Vibro-Acoustic Modelling of Aeronautical Panels Reinforced by Unconventional Stiffeners

Abstract

The purpose of this work is to characterise the vibro-acoustic behaviour of rectangular flat panels reinforced by “unconventional” stiffeners. Such panels are being increasingly employed in the aircraft industry in the case of composite fuselage, so that the assessment of the most efficient and accurate numerical techniques and modelling procedures to correctly predict their dynamic and acoustic behaviour is required. To this end, an analytical method, available from literature, has been initially employed to investigate on the main attributes of sound transmission loss properties of stiffened panels driven by an acoustic diffuse field excitation.

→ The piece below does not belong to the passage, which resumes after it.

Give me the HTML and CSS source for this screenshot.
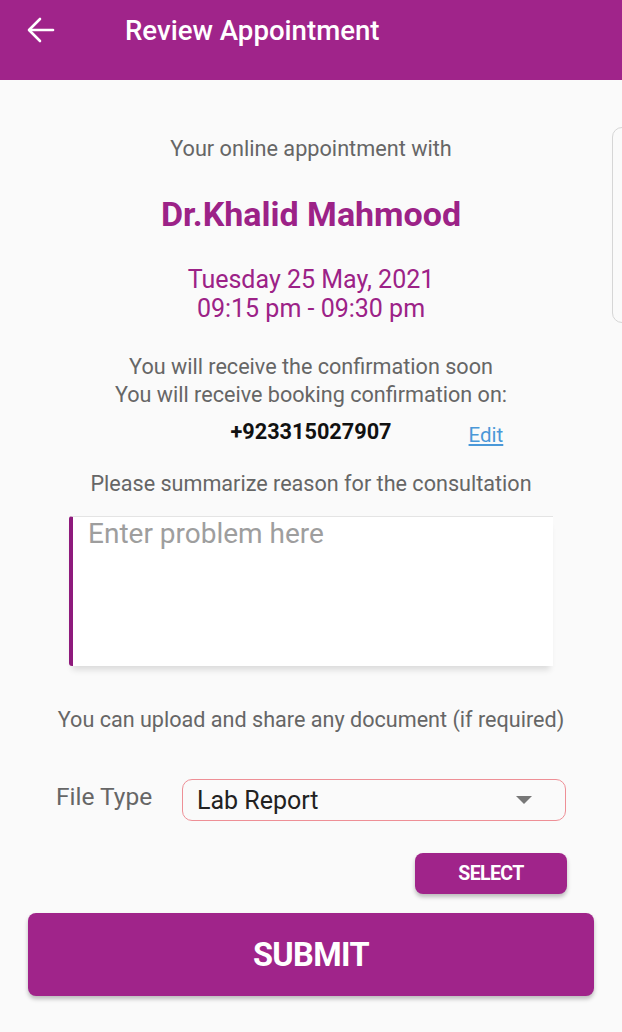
FILE: index.html
```html
<!DOCTYPE html>
<html lang="en">

<head>
    <meta charset="UTF-8">
    <meta name="viewport" content="width=device-width, initial-scale=1.0">
    <title>Review Appointment</title>
    <link rel="stylesheet" href="styles.css">
</head>

<body>
    <header class="app-bar">
        <button class="back" aria-label="Back">
            <svg width="28" height="26" viewBox="0 0 28 26" fill="none" stroke="#fff" stroke-width="2.6"
                stroke-linecap="round" stroke-linejoin="round">
                <path d="M26 13H2.5" />
                <path d="M13 2L2 13l11 11" />
            </svg>
        </button>
        <h1 class="title">Review Appointment</h1>
    </header>

    <main class="review">
        <!-- edge of the next card peeking in from the right -->
        <div class="peek-card"></div>

        <p class="intro">Your online appointment with</p>
        <h2 class="doctor">Dr.Khalid Mahmood</h2>
        <p class="slot">Tuesday 25 May, 2021<br>09:15 pm - 09:30 pm</p>

        <p class="note">You will receive the confirmation soon<br>You will receive booking confirmation on:</p>
        <div class="phone-row">
            <span class="phone">+923315027907</span>
            <a class="edit" href="#">Edit</a>
        </div>

        <p class="note summarize">Please summarize reason for the consultation</p>
        <textarea class="problem" placeholder="Enter problem here"></textarea>

        <p class="note upload">You can upload and share any document (if required)</p>
        <div class="file-row">
            <label class="file-label" for="fileType">File Type</label>
            <div class="select-box">
                <span id="fileType">Lab Report</span>
                <span class="caret"></span>
            </div>
        </div>

        <div class="select-row">
            <button class="btn btn-select">SELECT</button>
        </div>

        <button class="btn btn-submit">SUBMIT</button>
    </main>
</body>

</html>
```

FILE: styles.css
```css
body {
    margin: 0;
    font-family: Roboto, "Liberation Sans", Arial, sans-serif;
    background-color: #fafafa;
    color: #666;
}

.app-bar {
    display: flex;
    align-items: center;
    height: 80px;
    padding: 0 0 20px 27px;
    box-sizing: border-box;
    background-color: #a0248a;
}

.back {
    display: flex;
    padding: 0;
    border: none;
    background: none;
    cursor: pointer;
}

.title {
    margin: 0 0 0 70px;
    font-size: 27.6px;
    font-weight: 500;
    color: #fff;
}

.review {
    position: relative;
    display: flex;
    flex-direction: column;
    align-items: center;
    padding: 55px 0 0;
    text-align: center;
    overflow: hidden;
}

.peek-card {
    position: absolute;
    top: 47px;
    left: 612px;
    width: 30px;
    height: 194px;
    border: 1.5px solid #d6d6d6;
    border-radius: 10px;
}

.review p {
    margin: 0;
}

.intro {
    font-size: 21.7px;
    line-height: 28px;
}

.doctor {
    margin: 31px 0 0;
    font-size: 34px;
    line-height: 41px;
    font-weight: 700;
    color: #9c2287;
}

.slot {
    margin-top: 30px !important;
    font-size: 25px;
    line-height: 29px;
    color: #9c2287;
}

.note {
    margin-top: 30px !important;
    font-size: 21.6px;
    line-height: 28px;
}

.phone-row {
    display: grid;
    grid-template-columns: 1fr auto 1fr;
    align-items: baseline;
    width: 100%;
    margin-top: 9px;
}

.phone {
    grid-column: 2;
    font-size: 21.7px;
    line-height: 28px;
    font-weight: 700;
    color: #111;
}

.edit {
    justify-self: start;
    margin: 0 0 0 77px;
    font-size: 20.5px;
    color: #4a98d8;
    position: relative;
    top: 3px;
}

.summarize {
    margin-top: 24px !important;
}

.problem {
    width: 484px;
    height: 150px;
    margin-top: 18px;
    padding: 1px 15px;
    box-sizing: border-box;
    border: none;
    border-top: 1.5px solid #e4e4e4;
    border-left: 4px solid #8e1a7c;
    border-radius: 3px 0 0 3px;
    background-color: #fff;
    box-shadow: 0 7px 6px -3px rgba(0, 0, 0, 0.12);
    font-family: inherit;
    font-size: 28px;
    line-height: 32px;
    resize: none;
    outline: none;
}

.problem::placeholder {
    color: #9e9e9e;
}

.upload {
    margin-top: 40px !important;
}

.file-row {
    display: flex;
    align-items: center;
    align-self: stretch;
    margin-top: 45px;
    padding: 0 56px;
}

.file-label {
    width: 126px;
    margin-top: -8px;
    text-align: left;
    font-size: 24.5px;
}

.select-box {
    display: flex;
    align-items: center;
    justify-content: space-between;
    flex: 1;
    height: 42px;
    padding: 0 33px 0 14px;
    box-sizing: border-box;
    border: 1.5px solid #ee8f96;
    border-radius: 10px;
    font-size: 25px;
    color: #222;
}

.caret {
    width: 0;
    height: 0;
    border-left: 8px solid transparent;
    border-right: 8px solid transparent;
    border-top: 8px solid #777;
}

.select-row {
    display: flex;
    justify-content: flex-end;
    align-self: stretch;
    margin-top: 32px;
    padding-right: 55px;
}

.btn {
    border: none;
    border-radius: 8px;
    background-color: #a0248a;
    color: #fff;
    font-family: inherit;
    font-weight: 700;
    cursor: pointer;
    box-shadow: 0 3px 4px rgba(0, 0, 0, 0.25);
}

.btn-select {
    width: 152px;
    height: 41px;
    font-size: 19.5px;
    letter-spacing: -0.6px;
}

.btn-submit {
    width: 566px;
    height: 83px;
    margin: 19px 0 30px;
    font-size: 32.5px;
    letter-spacing: -0.6px;
}
```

Based on existing commercial codes, different numerical techniques have been implemented and deeply examined to assess their potentiality and restrictions. Among them, the Hybrid method has been eventually identified as the best compromise in terms of accuracy and computational effort. The drawbacks of deterministic and even Hybrid numerical approaches for medium–high frequency vibro-acoustic analysis when dealing with large structures, make use of the pure SEA approach compulsory. In particular, a refined tuning of a specific feature made available within the employed SEA analysis environment when dealing with reinforced shells is implemented as a potential solution to overcome the complexity in correctly modelling the examined unconventionally stiffened panels.